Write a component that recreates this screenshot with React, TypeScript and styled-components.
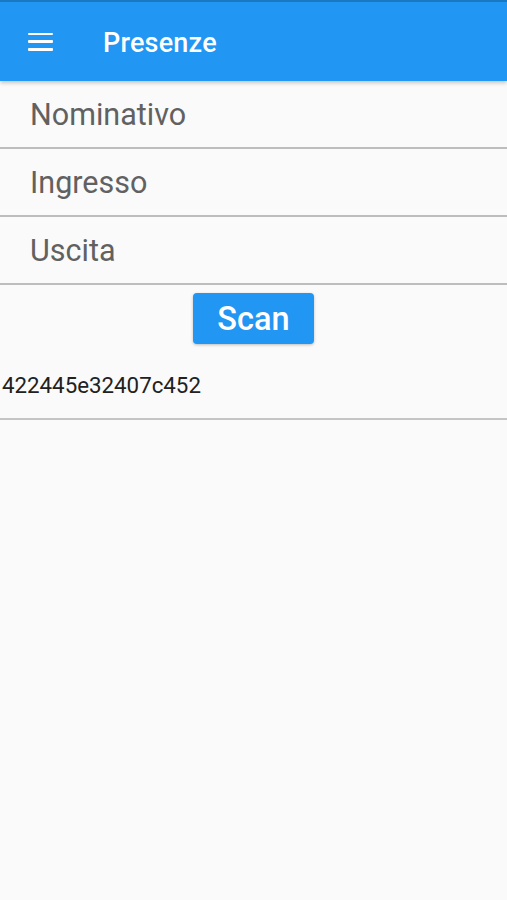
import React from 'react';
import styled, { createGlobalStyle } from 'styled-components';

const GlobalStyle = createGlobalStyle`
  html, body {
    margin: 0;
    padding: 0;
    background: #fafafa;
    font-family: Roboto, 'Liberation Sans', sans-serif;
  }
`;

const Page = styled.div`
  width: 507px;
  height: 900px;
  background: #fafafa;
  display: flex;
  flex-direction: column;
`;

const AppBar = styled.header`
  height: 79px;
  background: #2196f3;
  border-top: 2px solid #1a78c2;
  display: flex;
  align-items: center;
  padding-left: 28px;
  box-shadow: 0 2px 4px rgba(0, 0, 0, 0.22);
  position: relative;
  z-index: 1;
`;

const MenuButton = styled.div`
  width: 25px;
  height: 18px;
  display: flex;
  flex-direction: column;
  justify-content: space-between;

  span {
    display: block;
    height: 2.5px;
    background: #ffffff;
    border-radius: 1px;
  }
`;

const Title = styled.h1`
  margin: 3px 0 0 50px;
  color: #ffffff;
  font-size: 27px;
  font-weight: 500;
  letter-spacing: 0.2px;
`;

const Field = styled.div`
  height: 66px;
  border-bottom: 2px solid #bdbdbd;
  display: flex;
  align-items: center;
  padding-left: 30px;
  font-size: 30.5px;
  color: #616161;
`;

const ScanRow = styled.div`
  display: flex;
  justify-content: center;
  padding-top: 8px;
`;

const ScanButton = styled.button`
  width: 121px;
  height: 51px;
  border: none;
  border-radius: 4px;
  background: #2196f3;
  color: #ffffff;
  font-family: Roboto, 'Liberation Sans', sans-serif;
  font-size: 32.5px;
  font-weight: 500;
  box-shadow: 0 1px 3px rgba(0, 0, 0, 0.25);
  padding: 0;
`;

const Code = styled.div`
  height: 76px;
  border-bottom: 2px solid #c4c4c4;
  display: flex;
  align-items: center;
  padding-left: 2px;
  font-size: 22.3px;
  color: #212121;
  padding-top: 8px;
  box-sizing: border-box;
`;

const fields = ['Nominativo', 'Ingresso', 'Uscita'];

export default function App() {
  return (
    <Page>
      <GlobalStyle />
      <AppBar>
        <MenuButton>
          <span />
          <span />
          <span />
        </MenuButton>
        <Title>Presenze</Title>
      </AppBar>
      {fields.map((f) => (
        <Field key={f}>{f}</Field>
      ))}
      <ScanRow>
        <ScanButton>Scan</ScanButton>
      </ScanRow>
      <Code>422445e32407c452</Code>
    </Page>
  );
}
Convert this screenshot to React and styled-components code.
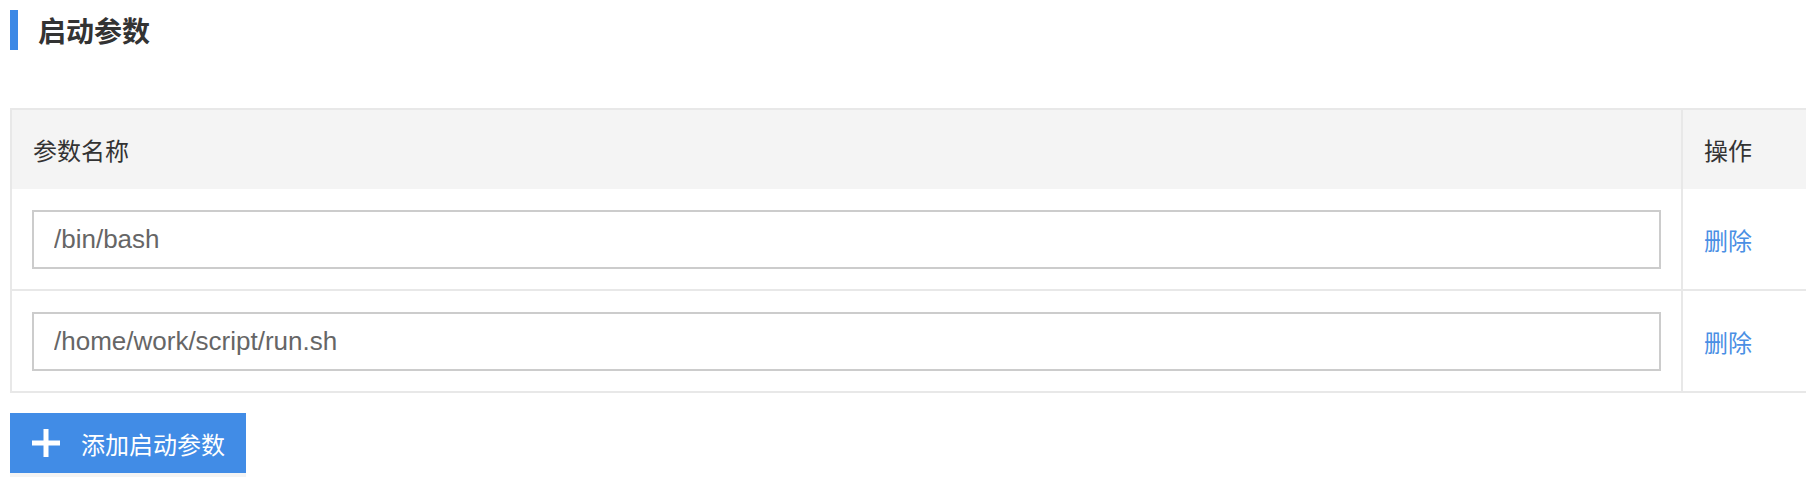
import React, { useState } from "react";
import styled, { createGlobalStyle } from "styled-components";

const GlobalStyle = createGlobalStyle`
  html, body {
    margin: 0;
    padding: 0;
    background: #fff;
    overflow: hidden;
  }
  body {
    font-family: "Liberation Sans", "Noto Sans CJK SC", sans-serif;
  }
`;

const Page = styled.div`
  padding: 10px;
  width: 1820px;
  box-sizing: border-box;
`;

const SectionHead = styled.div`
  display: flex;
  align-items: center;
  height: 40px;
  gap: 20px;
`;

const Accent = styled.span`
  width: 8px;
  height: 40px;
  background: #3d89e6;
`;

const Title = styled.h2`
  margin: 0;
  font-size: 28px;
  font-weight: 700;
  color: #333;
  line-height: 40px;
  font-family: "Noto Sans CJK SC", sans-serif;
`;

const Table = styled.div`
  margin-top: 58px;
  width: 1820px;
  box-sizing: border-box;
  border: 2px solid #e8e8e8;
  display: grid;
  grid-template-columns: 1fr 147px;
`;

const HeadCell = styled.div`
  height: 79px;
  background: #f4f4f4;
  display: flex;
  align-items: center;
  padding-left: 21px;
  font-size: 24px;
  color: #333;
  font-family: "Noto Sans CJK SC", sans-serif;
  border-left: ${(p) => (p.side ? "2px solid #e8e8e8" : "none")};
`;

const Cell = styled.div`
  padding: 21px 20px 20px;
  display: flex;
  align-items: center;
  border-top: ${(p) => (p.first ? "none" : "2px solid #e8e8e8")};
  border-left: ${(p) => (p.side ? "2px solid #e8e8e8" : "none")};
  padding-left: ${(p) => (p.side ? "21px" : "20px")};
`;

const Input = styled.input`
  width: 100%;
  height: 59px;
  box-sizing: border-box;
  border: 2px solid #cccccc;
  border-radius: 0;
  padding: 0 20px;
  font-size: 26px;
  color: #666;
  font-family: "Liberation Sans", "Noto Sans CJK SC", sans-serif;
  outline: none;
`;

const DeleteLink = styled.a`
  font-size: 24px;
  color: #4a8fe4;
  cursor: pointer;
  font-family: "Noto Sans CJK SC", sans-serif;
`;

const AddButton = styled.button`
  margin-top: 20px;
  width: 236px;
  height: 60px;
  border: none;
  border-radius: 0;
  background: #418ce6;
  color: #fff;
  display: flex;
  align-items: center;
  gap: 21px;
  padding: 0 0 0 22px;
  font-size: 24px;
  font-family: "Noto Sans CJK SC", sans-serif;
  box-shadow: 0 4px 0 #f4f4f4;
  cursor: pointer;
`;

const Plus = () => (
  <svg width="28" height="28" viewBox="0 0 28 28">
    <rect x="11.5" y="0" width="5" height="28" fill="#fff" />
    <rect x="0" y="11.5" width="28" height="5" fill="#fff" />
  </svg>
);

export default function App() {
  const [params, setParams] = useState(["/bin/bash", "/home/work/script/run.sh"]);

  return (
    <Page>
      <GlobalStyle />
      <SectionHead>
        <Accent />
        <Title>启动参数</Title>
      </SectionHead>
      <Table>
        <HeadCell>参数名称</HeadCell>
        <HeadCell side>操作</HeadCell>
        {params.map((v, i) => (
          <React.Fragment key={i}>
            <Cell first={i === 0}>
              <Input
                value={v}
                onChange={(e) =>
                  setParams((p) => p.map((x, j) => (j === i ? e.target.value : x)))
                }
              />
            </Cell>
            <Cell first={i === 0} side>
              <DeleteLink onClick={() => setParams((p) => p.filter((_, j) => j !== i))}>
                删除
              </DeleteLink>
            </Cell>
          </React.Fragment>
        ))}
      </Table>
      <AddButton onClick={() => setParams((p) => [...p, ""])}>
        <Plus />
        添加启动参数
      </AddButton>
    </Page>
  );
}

TASK DIRECTIONS >>
Retype the listing exactly. Pictures do not belong in the copy.

RESULT FOR THIS TASK >>
Write a component that recreates this screenshot with React, TypeScript and styled-components.
import React from 'react';
import styled, { createGlobalStyle } from 'styled-components';

const GlobalStyle = createGlobalStyle`
  html, body {
    margin: 0;
    padding: 0;
    background: #fafafa;
    font-family: Roboto, 'Liberation Sans', sans-serif;
  }
`;

const Page = styled.div`
  width: 507px;
  height: 900px;
  background: #fafafa;
  display: flex;
  flex-direction: column;
`;

const AppBar = styled.header`
  height: 79px;
  background: #2196f3;
  border-top: 2px solid #1a78c2;
  display: flex;
  align-items: center;
  padding-left: 28px;
  box-shadow: 0 2px 4px rgba(0, 0, 0, 0.22);
  position: relative;
  z-index: 1;
`;

const MenuButton = styled.div`
  width: 25px;
  height: 18px;
  display: flex;
  flex-direction: column;
  justify-content: space-between;

  span {
    display: block;
    height: 2.5px;
    background: #ffffff;
    border-radius: 1px;
  }
`;

const Title = styled.h1`
  margin: 3px 0 0 50px;
  color: #ffffff;
  font-size: 27px;
  font-weight: 500;
  letter-spacing: 0.2px;
`;

const Field = styled.div`
  height: 66px;
  border-bottom: 2px solid #bdbdbd;
  display: flex;
  align-items: center;
  padding-left: 30px;
  font-size: 30.5px;
  color: #616161;
`;

const ScanRow = styled.div`
  display: flex;
  justify-content: center;
  padding-top: 8px;
`;

const ScanButton = styled.button`
  width: 121px;
  height: 51px;
  border: none;
  border-radius: 4px;
  background: #2196f3;
  color: #ffffff;
  font-family: Roboto, 'Liberation Sans', sans-serif;
  font-size: 32.5px;
  font-weight: 500;
  box-shadow: 0 1px 3px rgba(0, 0, 0, 0.25);
  padding: 0;
`;

const Code = styled.div`
  height: 76px;
  border-bottom: 2px solid #c4c4c4;
  display: flex;
  align-items: center;
  padding-left: 2px;
  font-size: 22.3px;
  color: #212121;
  padding-top: 8px;
  box-sizing: border-box;
`;

const fields = ['Nominativo', 'Ingresso', 'Uscita'];

export default function App() {
  return (
    <Page>
      <GlobalStyle />
      <AppBar>
        <MenuButton>
          <span />
          <span />
          <span />
        </MenuButton>
        <Title>Presenze</Title>
      </AppBar>
      {fields.map((f) => (
        <Field key={f}>{f}</Field>
      ))}
      <ScanRow>
        <ScanButton>Scan</ScanButton>
      </ScanRow>
      <Code>422445e32407c452</Code>
    </Page>
  );
}
Convert this screenshot to React and styled-components code.
import React, { useState } from "react";
import styled, { createGlobalStyle } from "styled-components";

const GlobalStyle = createGlobalStyle`
  html, body {
    margin: 0;
    padding: 0;
    background: #fff;
    overflow: hidden;
  }
  body {
    font-family: "Liberation Sans", "Noto Sans CJK SC", sans-serif;
  }
`;

const Page = styled.div`
  padding: 10px;
  width: 1820px;
  box-sizing: border-box;
`;

const SectionHead = styled.div`
  display: flex;
  align-items: center;
  height: 40px;
  gap: 20px;
`;

const Accent = styled.span`
  width: 8px;
  height: 40px;
  background: #3d89e6;
`;

const Title = styled.h2`
  margin: 0;
  font-size: 28px;
  font-weight: 700;
  color: #333;
  line-height: 40px;
  font-family: "Noto Sans CJK SC", sans-serif;
`;

const Table = styled.div`
  margin-top: 58px;
  width: 1820px;
  box-sizing: border-box;
  border: 2px solid #e8e8e8;
  display: grid;
  grid-template-columns: 1fr 147px;
`;

const HeadCell = styled.div`
  height: 79px;
  background: #f4f4f4;
  display: flex;
  align-items: center;
  padding-left: 21px;
  font-size: 24px;
  color: #333;
  font-family: "Noto Sans CJK SC", sans-serif;
  border-left: ${(p) => (p.side ? "2px solid #e8e8e8" : "none")};
`;

const Cell = styled.div`
  padding: 21px 20px 20px;
  display: flex;
  align-items: center;
  border-top: ${(p) => (p.first ? "none" : "2px solid #e8e8e8")};
  border-left: ${(p) => (p.side ? "2px solid #e8e8e8" : "none")};
  padding-left: ${(p) => (p.side ? "21px" : "20px")};
`;

const Input = styled.input`
  width: 100%;
  height: 59px;
  box-sizing: border-box;
  border: 2px solid #cccccc;
  border-radius: 0;
  padding: 0 20px;
  font-size: 26px;
  color: #666;
  font-family: "Liberation Sans", "Noto Sans CJK SC", sans-serif;
  outline: none;
`;

const DeleteLink = styled.a`
  font-size: 24px;
  color: #4a8fe4;
  cursor: pointer;
  font-family: "Noto Sans CJK SC", sans-serif;
`;

const AddButton = styled.button`
  margin-top: 20px;
  width: 236px;
  height: 60px;
  border: none;
  border-radius: 0;
  background: #418ce6;
  color: #fff;
  display: flex;
  align-items: center;
  gap: 21px;
  padding: 0 0 0 22px;
  font-size: 24px;
  font-family: "Noto Sans CJK SC", sans-serif;
  box-shadow: 0 4px 0 #f4f4f4;
  cursor: pointer;
`;

const Plus = () => (
  <svg width="28" height="28" viewBox="0 0 28 28">
    <rect x="11.5" y="0" width="5" height="28" fill="#fff" />
    <rect x="0" y="11.5" width="28" height="5" fill="#fff" />
  </svg>
);

export default function App() {
  const [params, setParams] = useState(["/bin/bash", "/home/work/script/run.sh"]);

  return (
    <Page>
      <GlobalStyle />
      <SectionHead>
        <Accent />
        <Title>启动参数</Title>
      </SectionHead>
      <Table>
        <HeadCell>参数名称</HeadCell>
        <HeadCell side>操作</HeadCell>
        {params.map((v, i) => (
          <React.Fragment key={i}>
            <Cell first={i === 0}>
              <Input
                value={v}
                onChange={(e) =>
                  setParams((p) => p.map((x, j) => (j === i ? e.target.value : x)))
                }
              />
            </Cell>
            <Cell first={i === 0} side>
              <DeleteLink onClick={() => setParams((p) => p.filter((_, j) => j !== i))}>
                删除
              </DeleteLink>
            </Cell>
          </React.Fragment>
        ))}
      </Table>
      <AddButton onClick={() => setParams((p) => [...p, ""])}>
        <Plus />
        添加启动参数
      </AddButton>
    </Page>
  );
}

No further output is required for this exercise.